Я задерживаюсь на месте лишь на минуту, а после разворачиваюсь и ухожу. Меня захлёстывают злость и боль вперемешку с чувством неопределённости. Я чётко осознаю, что видела Джоса и раньше, что я знала его, но никак не могу вспомнить, где и когда. Словно память пыталась оградить меня от ещё одного удара. Поэтому я решила оставить попытки вспомнить хотя бы его фамилию.

Когда я возвращаюсь домой, гостей уже нет. На кухне лишь мама и тётя, убирают со стола и моют посуду. Я проскальзываю мимо них, поднимаюсь в комнату и громко хлопаю дверью, чтобы они были в курсе моего возвращения.

Я достаю из-под кровати маленькую коробку и открываю её. В ней всё то, что так сильно меня ранит, но пока ещё связывает с отцом. Его фотография, блокнот со стихами, открытка к Рождеству, брелок в форме буквы Э. Папа всегда говорил, что Э – значит, Эммелин, но я всегда знала, что это Эммет – его собственное имя.

Вот и всё. Остаётся лишь скрипка, но её не поместишь в маленькую коробочку. Когда-то скрипка была для папы всем, а для меня всем был папа. Я с той же злостью, что одолевала меня сегодня весь день, захлопываю коробку и ставлю её обратно под кровать.

Я засыпаю быстро, но уже через час просыпаюсь с криком.
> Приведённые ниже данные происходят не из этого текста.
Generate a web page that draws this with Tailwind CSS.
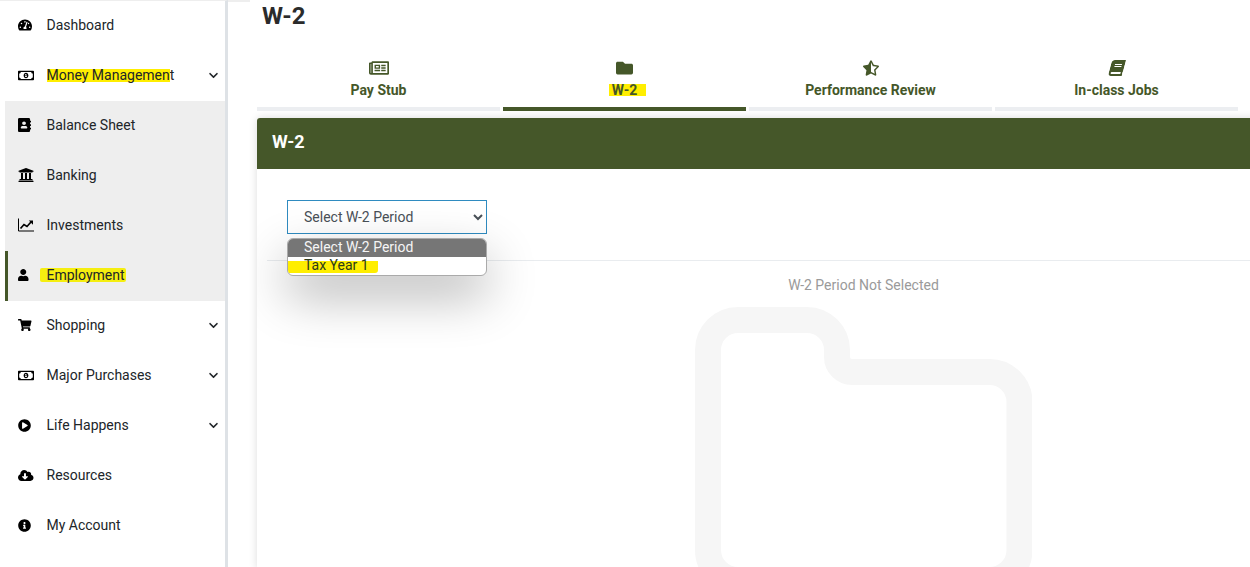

Мне снилось, как молодой парень вырезает моё сердце и съедает его на глазах у сотни людей. Их подбадривающие крики разносятся эхом. И когда я вижу лицо парня, я понимаю, что передо мной Джос, весь в моей крови.

После того, как я всё же успокаиваюсь после ночного кошмара, я вдруг чётко осознаю, что именно не давало мне покоя. Я разгадала загадку, которая с самого начала была на поверхности. Сегодня на крыше сарая со мной болтал Джос Эгберт, никто иной, как сын шерифа Эгберта, который так и не смог раскрыть тайну убийства моего отца.